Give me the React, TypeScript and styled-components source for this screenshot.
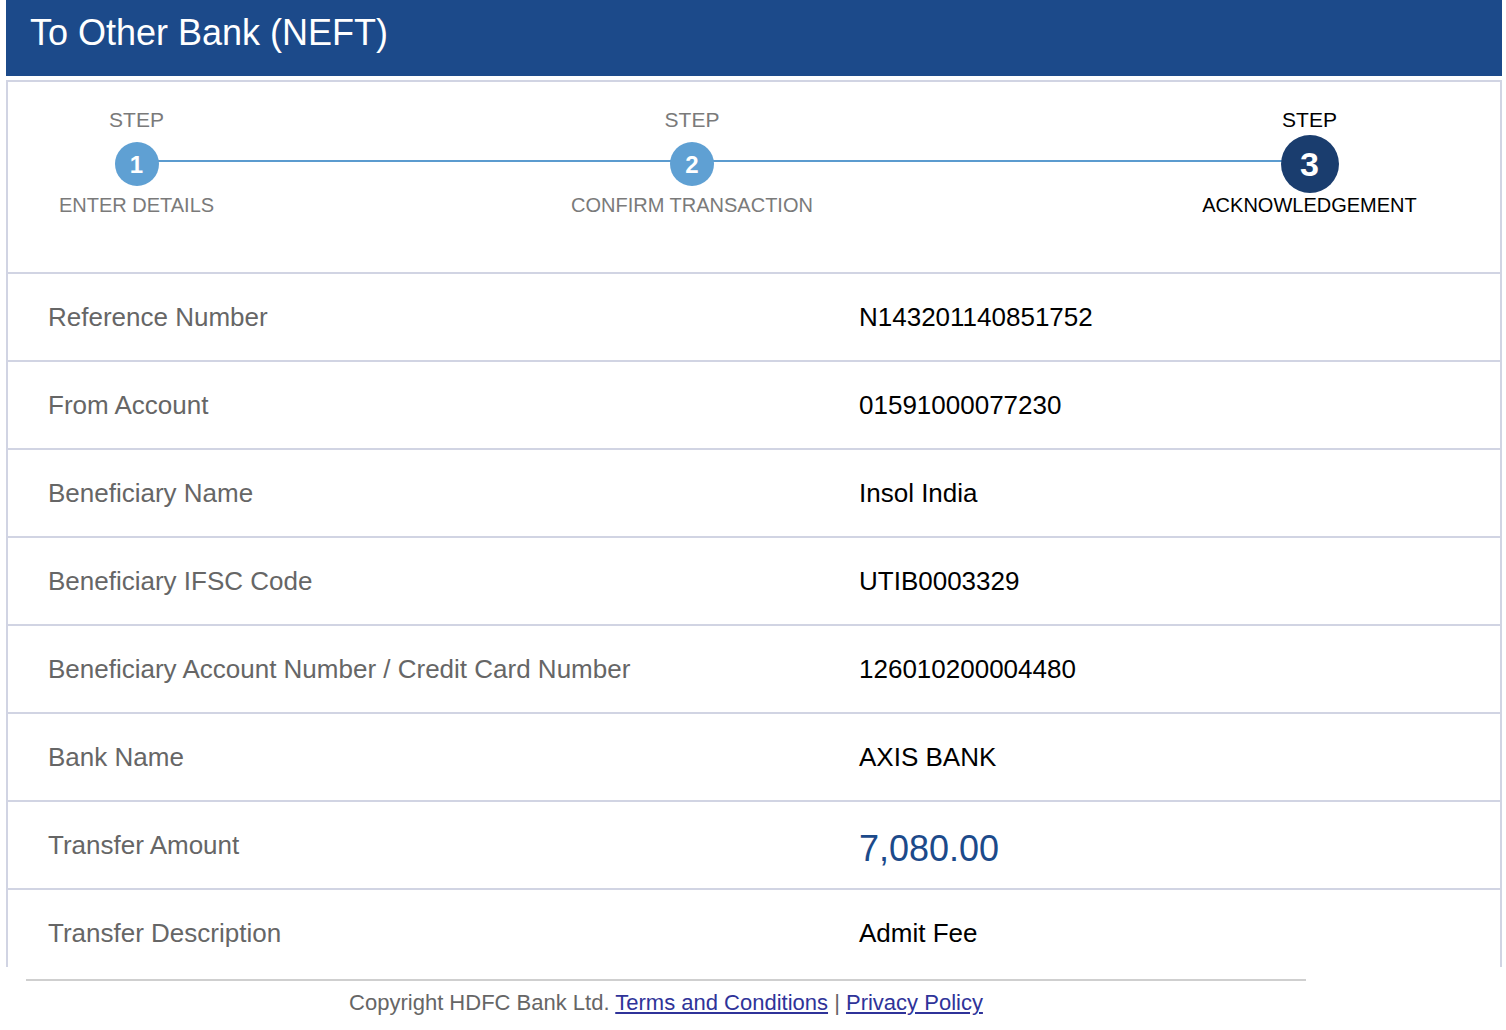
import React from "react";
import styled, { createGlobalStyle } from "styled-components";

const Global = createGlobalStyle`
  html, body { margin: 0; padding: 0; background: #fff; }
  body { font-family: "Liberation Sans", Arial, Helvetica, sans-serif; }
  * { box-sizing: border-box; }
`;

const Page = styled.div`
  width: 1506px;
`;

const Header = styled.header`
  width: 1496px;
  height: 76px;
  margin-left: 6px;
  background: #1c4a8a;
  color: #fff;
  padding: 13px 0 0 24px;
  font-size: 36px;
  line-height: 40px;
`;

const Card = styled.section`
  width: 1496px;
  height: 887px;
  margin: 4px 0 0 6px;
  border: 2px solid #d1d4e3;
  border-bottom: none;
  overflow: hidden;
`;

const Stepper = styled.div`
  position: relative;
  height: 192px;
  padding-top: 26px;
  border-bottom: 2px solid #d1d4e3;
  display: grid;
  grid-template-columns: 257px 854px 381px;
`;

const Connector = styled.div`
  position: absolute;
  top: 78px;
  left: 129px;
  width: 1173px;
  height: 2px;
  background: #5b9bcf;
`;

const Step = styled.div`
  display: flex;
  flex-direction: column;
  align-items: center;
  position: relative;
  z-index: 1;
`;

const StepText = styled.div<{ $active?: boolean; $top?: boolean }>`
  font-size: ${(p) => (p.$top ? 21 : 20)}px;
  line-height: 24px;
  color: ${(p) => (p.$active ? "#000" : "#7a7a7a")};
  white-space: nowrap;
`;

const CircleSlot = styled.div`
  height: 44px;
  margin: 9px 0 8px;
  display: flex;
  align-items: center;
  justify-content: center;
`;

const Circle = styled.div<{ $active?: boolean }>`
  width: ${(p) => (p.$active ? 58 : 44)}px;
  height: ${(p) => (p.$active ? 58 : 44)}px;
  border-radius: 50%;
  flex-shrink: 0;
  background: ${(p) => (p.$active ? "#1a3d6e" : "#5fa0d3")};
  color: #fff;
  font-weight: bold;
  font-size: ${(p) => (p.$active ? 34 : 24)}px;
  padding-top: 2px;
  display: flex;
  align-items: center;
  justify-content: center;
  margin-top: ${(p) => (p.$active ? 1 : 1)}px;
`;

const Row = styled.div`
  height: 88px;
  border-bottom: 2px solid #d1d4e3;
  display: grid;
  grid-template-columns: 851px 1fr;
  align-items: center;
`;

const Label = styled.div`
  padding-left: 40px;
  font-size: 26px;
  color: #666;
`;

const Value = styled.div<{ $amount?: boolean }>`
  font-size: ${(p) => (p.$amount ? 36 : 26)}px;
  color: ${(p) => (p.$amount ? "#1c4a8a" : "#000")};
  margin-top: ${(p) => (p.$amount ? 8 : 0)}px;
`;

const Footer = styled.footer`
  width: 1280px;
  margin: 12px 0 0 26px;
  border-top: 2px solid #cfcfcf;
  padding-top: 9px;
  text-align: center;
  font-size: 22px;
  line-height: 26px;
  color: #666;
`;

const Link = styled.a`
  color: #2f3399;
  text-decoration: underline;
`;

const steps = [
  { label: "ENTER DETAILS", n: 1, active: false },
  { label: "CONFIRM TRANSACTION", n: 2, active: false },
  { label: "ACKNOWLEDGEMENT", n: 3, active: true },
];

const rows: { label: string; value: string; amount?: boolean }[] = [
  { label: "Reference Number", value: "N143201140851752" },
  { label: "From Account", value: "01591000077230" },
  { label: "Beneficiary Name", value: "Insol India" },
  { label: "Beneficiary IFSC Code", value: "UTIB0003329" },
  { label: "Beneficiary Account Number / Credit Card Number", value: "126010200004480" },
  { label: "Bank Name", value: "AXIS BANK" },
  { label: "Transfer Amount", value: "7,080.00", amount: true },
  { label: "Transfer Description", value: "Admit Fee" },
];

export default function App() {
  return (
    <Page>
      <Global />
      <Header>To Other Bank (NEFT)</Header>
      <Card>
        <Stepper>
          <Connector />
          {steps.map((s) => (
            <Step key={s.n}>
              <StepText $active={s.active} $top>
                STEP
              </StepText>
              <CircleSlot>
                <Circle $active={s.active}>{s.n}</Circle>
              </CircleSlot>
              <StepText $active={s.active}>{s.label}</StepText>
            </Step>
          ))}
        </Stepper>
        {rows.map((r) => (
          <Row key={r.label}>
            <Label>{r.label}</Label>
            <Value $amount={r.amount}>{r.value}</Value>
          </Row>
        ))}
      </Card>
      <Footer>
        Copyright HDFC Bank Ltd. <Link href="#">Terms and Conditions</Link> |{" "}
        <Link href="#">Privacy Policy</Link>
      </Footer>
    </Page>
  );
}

+ + + + + + +

Work to do:
List all lines where "components" occurs.

Reply to the exercise:
Give me the React, TypeScript and styled-components source for this screenshot.
import styled, { createGlobalStyle } from "styled-components";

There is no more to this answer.